Syrian President Bashar Al-Assad (R) meeting with United Nations special envoy for Syria Staffan de Mistura in Damascus, Syria, on November 10, 2014. (AFP Photo/HO/SANA)

Beirut and Damascus, AP—Syrian President Bashar Al-Assad has said a ceasefire proposal for the embattled northern city of Aleppo, which has been raised by the UN envoy to the country, is “worth studying.”

The official SANA news agency reported Assad’s remarks, saying they came during a meeting on Monday with the envoy, Staffan de Mistura.

De Mistura, who is on a three-day visit to Syria, has appealed for what he called “local ceasefires” in Aleppo, the last major city where rebels still hold large parts and neighborhoods as they battle government forces.

It wasn’t immediately clear whether Assad’s remarks reflect a change in the government’s stance. A pro-government Syrian newspaper accused the envoy of overstepping his bounds recently by raising before the United Nations the idea of small-scale, localized and negotiated truces in Syria.
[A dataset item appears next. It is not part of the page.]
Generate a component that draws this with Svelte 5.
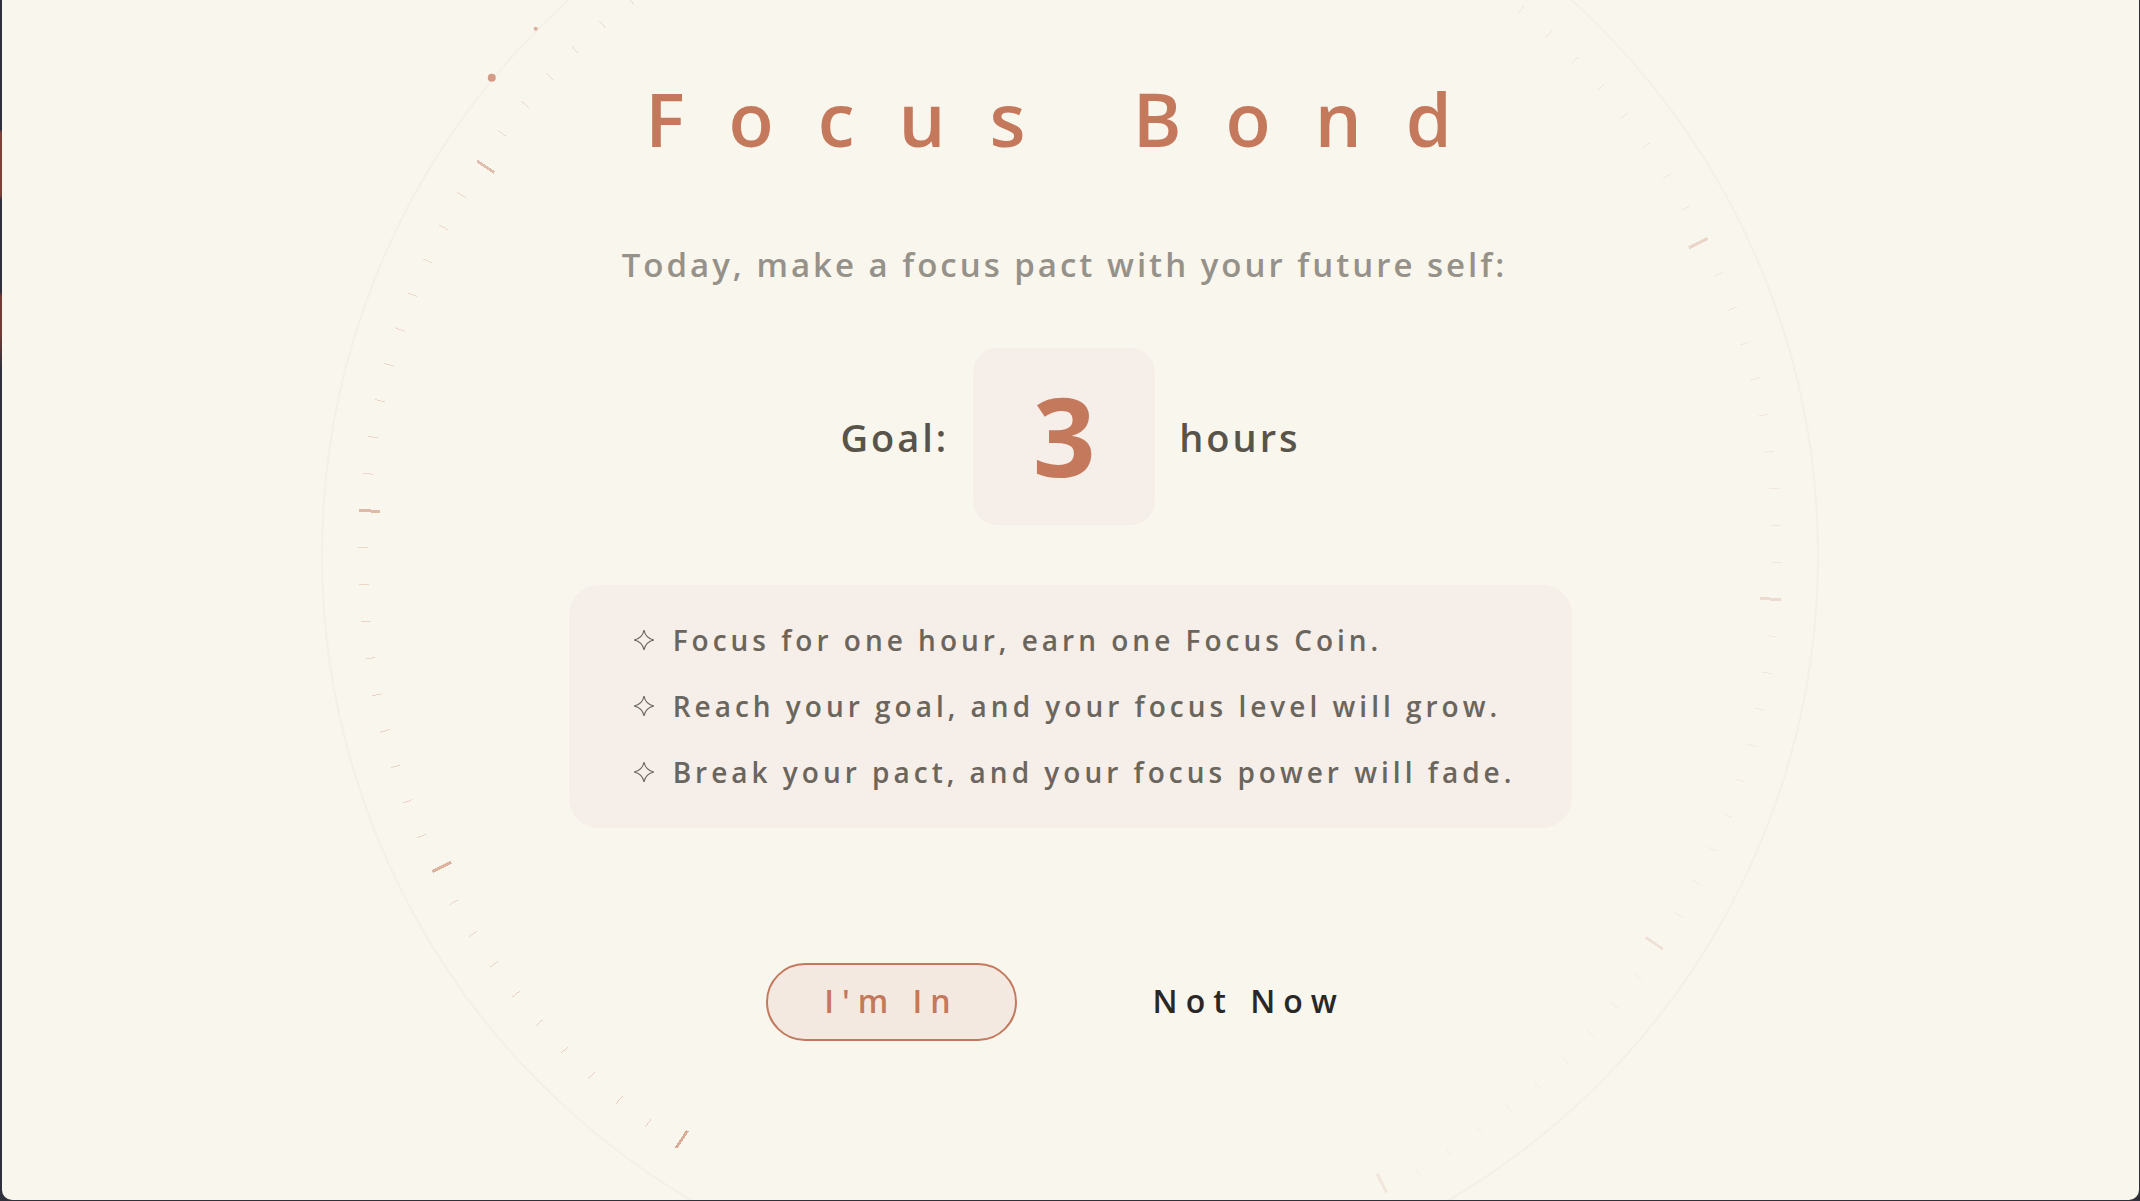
<script>
  export let title = 'Focus Bond';
  export let hours = 3;

  const rules = [
    'Focus for one hour, earn one Focus Coin.',
    'Reach your goal, and your focus level will grow.',
    'Break your pact, and your focus power will fade.'
  ];

  // 120 ticks, every tenth one is long; they fade out clockwise
  const START = 123.6;
  const ticks = Array.from({ length: 120 }, (_, i) => {
    const major = i % 10 === 0;
    const strength = 0.58 - (i / 120) * 0.56;
    return {
      angle: START + i * 3,
      major,
      opacity: major ? strength : strength * 0.52
    };
  });
</script>

<main class="screen">
  <svg class="dial" viewBox="-749 -750 1500 1500" aria-hidden="true">
    <circle class="ring" r="749" />
    {#each ticks as tick}
      <line
        class="tick"
        class:major={tick.major}
        x1={tick.major ? 692 : 703}
        x2="713"
        opacity={tick.opacity}
        transform="rotate({tick.angle})"
      />
    {/each}
    <circle class="dot" cx="-579" cy="-478" r="4" />
    <circle class="dot small" cx="-535" cy="-527" r="2" />
  </svg>

  <section class="pact">
    <h1>{title}</h1>
    <p class="lead">Today, make a focus pact with your future self:</p>

    <div class="goal">
      <span>Goal:</span>
      <strong class="hours">{hours}</strong>
      <span>hours</span>
    </div>

    <ul class="rules">
      {#each rules as rule}
        <li>
          <svg class="star" viewBox="0 0 20 20" aria-hidden="true">
            <path d="M10 1 Q11.5 8.500 19 10 Q11.500 11.500 10 19 Q8.500 11.500 1 10 Q8.500 8.500 10 1 Z" />
          </svg>
          <span>{rule}</span>
        </li>
      {/each}
    </ul>

    <div class="actions">
      <button type="button" class="accept">I'm In</button>
      <button type="button" class="decline">Not Now</button>
    </div>
  </section>
</main>

<style>
  /* what shows through around the rounded window */
  :global(body) {
    background: linear-gradient(
      #30303c 130px,
      #7a4238 132px 195px,
      #30303c 200px 292px,
      #6e3d35 296px 334px,
      #30303c 370px
    );
  }

  .screen {
    --accent: #c4795c;
    --panel: #f6eee9;
    position: relative;
    box-sizing: border-box;
    min-height: calc(100vh - 1px);
    margin: 0 1px 1px 2px;
    padding: 71px 24px 0;
    overflow: hidden;
    border-radius: 0 0 10px 10px;
    background: #f9f6ee;
    box-shadow: 1px 1px 0 #30303c;
    color: #595449;
    font-family: 'Open Sans', 'Noto Sans', sans-serif;
    font-weight: 600;
  }

  .dial {
    position: absolute;
    top: 555px;
    left: 50%;
    width: 70vw;
    transform: translate(-50%, -50%);
    overflow: visible;
  }

  .ring {
    fill: none;
    stroke: #f3f0e9;
    stroke-width: 2;
  }

  .tick {
    stroke: var(--accent);
    stroke-width: 1;
    shape-rendering: crispEdges;
  }

  .tick.major {
    stroke-width: 3;
  }

  .dot {
    fill: #d49c87;
  }

  .dot.small {
    opacity: 0.8;
  }

  .pact {
    position: relative;
    display: flex;
    flex-direction: column;
    align-items: center;
  }

  h1 {
    margin: 0;
    color: var(--accent);
    font-size: 74px;
    font-weight: 600;
    line-height: 96px;
    letter-spacing: 44px;
  }

  .lead {
    margin: 74px 0 0;
    padding-right: 12px;
    color: #96928a;
    font-size: 33px;
    line-height: 48px;
    letter-spacing: 3px;
  }

  .goal {
    display: flex;
    align-items: center;
    gap: 24px;
    margin-top: 59px;
    font-size: 38px;
    letter-spacing: 3px;
  }

  .hours {
    display: flex;
    align-items: center;
    justify-content: center;
    box-sizing: border-box;
    min-width: 182px;
    height: 177px;
    padding-bottom: 5px;
    border-radius: 24px;
    background: var(--panel);
    color: var(--accent);
    font-size: 110px;
    font-weight: 700;
    letter-spacing: 0;
  }

  .rules {
    margin: 60px 0 0;
    padding: 22px 57px 23px 64px;
    border-radius: 30px;
    background: var(--panel);
    color: #6b665d;
    font-size: 28px;
    line-height: 66px;
    letter-spacing: 4px;
    list-style: none;
  }

  .rules li {
    display: flex;
    align-items: center;
    gap: 18px;
  }

  .star {
    width: 22px;
    height: 22px;
    fill: none;
    stroke: #6b665d;
    stroke-width: 1;
  }

  .actions {
    display: flex;
    align-items: center;
    gap: 106px;
    margin-top: 135px;
  }

  button {
    box-sizing: border-box;
    height: 78px;
    padding: 0 28px 4px;
    border: 2px solid transparent;
    border-radius: 39px;
    background: none;
    color: #2a2826;
    font-family: inherit;
    font-size: 32px;
    font-weight: 600;
    letter-spacing: 8px;
    cursor: pointer;
  }

  .accept {
    padding: 0 56px 4px;
    border-color: var(--accent);
    background: #f4e9e1;
    color: var(--accent);
  }
</style>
After holding talks with President Assad, de Mistura headed to the central city of Homs, said an official in his delegation, who spoke on condition of anonymity because he wasn’t authorized to speak to media.

The Syrian newspaper Al-Watan said de Mistura will meet in Homs with a delegation representing armed groups from Al-Waar, the last rebel-held part of the city.

Assad’s comments came one day after the killing of four Syrian nuclear scientists close to the Syrian capital of Damascus, in an attack which some activists said had all the hallmarks of a pre-planned assassination.

Rami Abdurrahman of the Syrian Observatory for Human Rights, a Britain-based group that relies on activists in Syria, said an Iranian nuclear scientist was also killed in the attack. The pro-government website Damas Now also said a fifth person was killed, but that the person’s identity was unknown. The pro-government newspaper Al-Watan said only that four “nuclear scientists and electrical engineers” were killed.

Al-Watan said the men were on a bus heading to the Scientific Research Center near the Syrian capital when they were attacked on Sunday, and suggested the Al-Qaeda-linked Al-Nusra Front was behind the assault.

Abdurrahman said there was no fighting in the area where the men were killed, near a bridge on a highway just north of Damascus. “There were no clashes there at all. It was an operation to assassinate them,” said Abdurrahman.

Another Syrian activist, who goes by the name Abu Akram Al-Shami, also said there were no clashes in the area, which is a mix of rebel and government-held communities. Shami said the area tended to be quiet because of locally-negotiated truces. Shami and the Damas Now site said Syrian troops sealed off the nearby town of al-Tal following the attack.

Syrian facilities suspected of being used for military and nuclear research have been targeted in the past.

An Israeli airstrike struck a military and scientific research center near Damascus last May. The nature of the research center was unclear. In January, Syrian officials accused Israel of striking another scientific research center northwest of Damascus.

In 2007, Israel bombed a suspected Syrian nuclear reactor—an attack confirmed by US officials. Israel has never commented on the incident.

Syrian, Iranian and Israeli officials could not immediately be reached for comment on the killing of the scientists.